Este tiempo de misericordia con el que inicié este escrito es lo que nos ofrece esta liturgia del tercer domingo de cuaresma.

Estamos caminando, y ya llevamos la mitad del camino, por ello siempre es necesario preguntarnos: ¿Cómo lo estoy haciendo? ¿Qué tal marcho con lo que estoy realizando? ¿He sido eficaz? ¿Me he abandonado en las manos de Dios? ¿Me resulta difícil hacer los cambios necesarios a mi vida? Estas, entre otras preguntas hemos de hacernos todos para que haciendo una revisión de vida podamos mejorar y, sobre todo, que vayamos creciendo en confianza en la misericordia de Dios. Sí, es que a veces no confiamos y dependemos de nuestra sola fuerza llevándonos esto a fallar en nuestros intentos de ser mejores personas.

Hoy se nos recuerda que Dios siempre espera por nosotros; que es paciente, porque quiere que nos salvemos. Por ello aprovechemos esta liturgia para profundizar en cuáles son las miserias que nos invaden y podamos darles el giro que estas necesitan para alcanzar su misericordia.

La Primera Lectura nos lleva a contemplar la figura de Moisés y su llamado a ser partícipe de la salvación del pueblo de Israel. Dios se manifiesta; y como suele hacer pide la “colaboración” del que llama, en este caso Moisés. Dios le responde: Yo soy, este es mi nombre. Yo soy el Dios que actúa y que responde en la historia de este pueblo, el que llamó a Abrahán; guió a Isaac y Jacob.

Yo soy, no un ídolo como los egipcios, manipulables, sino el Dios de la historia que ofrece una posibilidad de salvación y de liberación. Es a ese Dios que Moisés se lanza a anunciar; es a Él a quien responderá con un “Mira, yo iré a los israelitas y les diré: ‘el Dios de vuestros padres me ha enviado a vosotros’”.

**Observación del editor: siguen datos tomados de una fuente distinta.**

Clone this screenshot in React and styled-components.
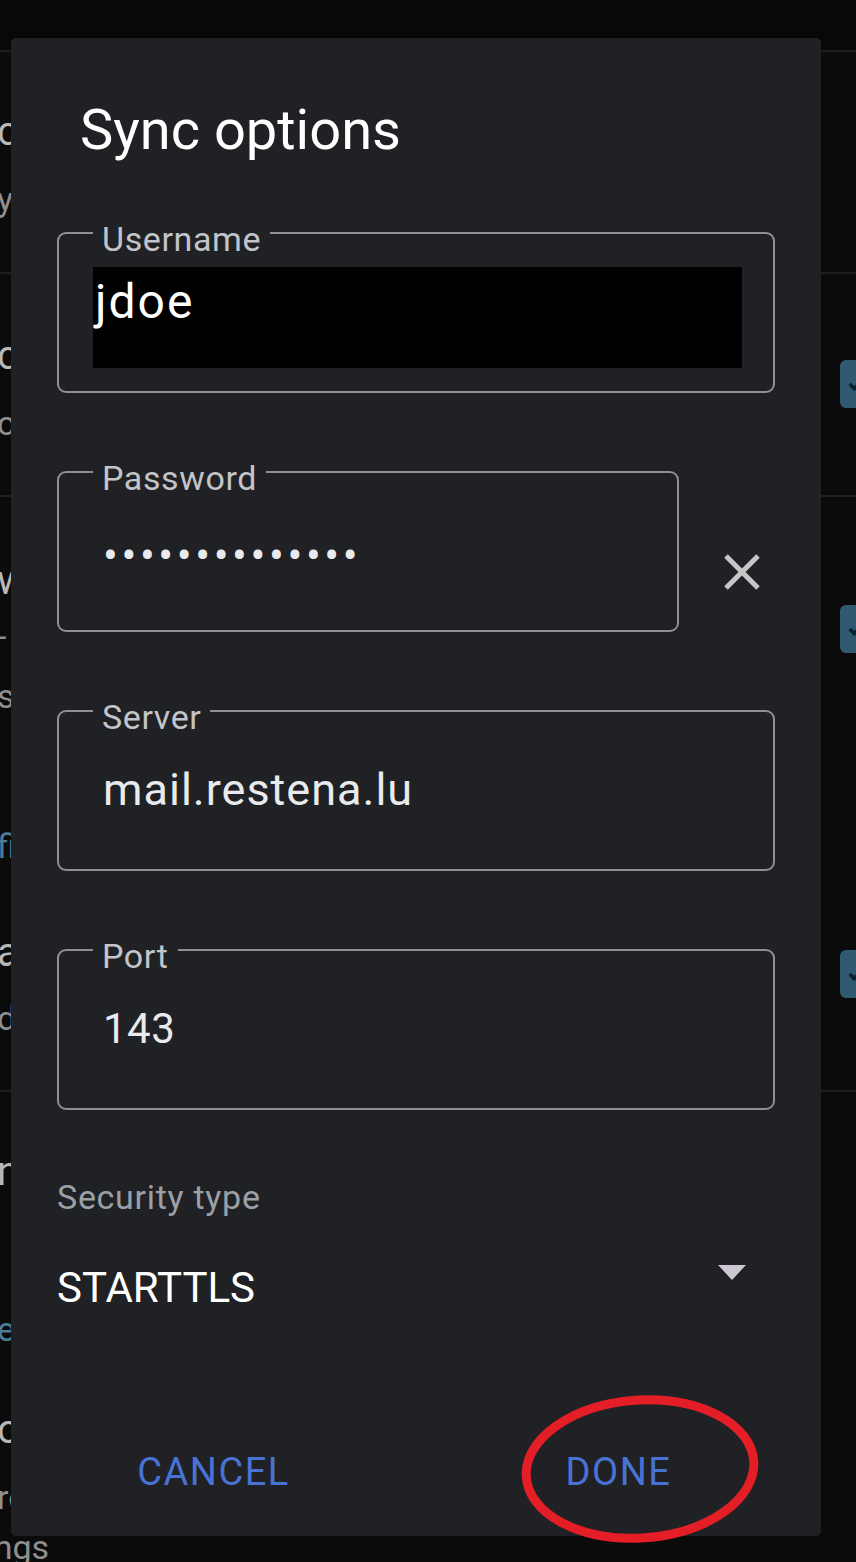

En el Salmo Responsorial, se escucha hoy una voz que invita a invocar la bendición de Dios; vital para la vida del pueblo, porque la bendición de Dios será necesaria para asistir en cada momento al proceso de reconciliación. Reafirma categóricamente que el Señor de Israel es “compasivo y misericordioso”; y este hecho no debe olvidarse nunca. Se requerirá siempre que el pueblo reconozca esta verdad: “como se levanta el cielo sobre la tierra, se levanta su bondad sobre sus fieles”.

San Pablo en esta Segunda Lectura recuerda a la comunidad de Corinto que no puede olvidar su historia como pueblo. En ella se evidencia la infidelidad y cómo en estos se evidenció la muerte como respuesta a sus miserias. Han de vivir siguiendo el proyecto de Dios, esto evitará que se dé en ellos la muerte: solo así vivirán. Finaliza el apóstol con una advertencia: “Por lo tanto, el que se cree seguro, ¡cuidado!, no caiga”. Estar alerta será la respuesta.

El Evangelio nos refiere, en un primer momento, a acontecimientos del tiempo de Jesús y cómo son evaluados por sus seguidores. Si murieron es porque algo hicieron. ¿Cuántas veces escuchamos esto? ¿En cuántas ocasiones hacemos referencia a castigo y pecado, poniendo el efecto del primero por haber cometido lo segundo? Jesús quiere romper con esa mentalidad y lleva en su diálogo a una reafirmación de la misericordia de Dios.

Utilizando la higuera que no da frutos parecería lógico que después de 3 años esta los diera. Y sería normal pensar que al no darlos se arrancara. En cambio utiliza Jesús esta comparación para invitarnos a reconocer la gran misericordia que se tiene con el que no ofrece frutos: es paciente. Hoy podríamos, y sería necesario, reflexionar sobre los frutos que se esperan de nosotros y no damos; cómo nuestra vida carece de esfuerzos y compromisos; ¿qué espero para dar eso que Dios espera de mí? Él me ofrece su paciencia, su amor, en fin, su misericordia. ¿No voy a aceptar su oferta? Este tiempo está marcado precisamente por ser un tiempo para acoger la misericordia de Dios; un tiempo para abrir mi corazón y reconocer las miserias que tenemos y que merecen reprimenda pero en cambio recibimos un llamado misericordioso de Dios a acercarnos para recibir de Él perdón y amor. Que el llamado de convertirnos y creer siga resonando en nuestro corazón.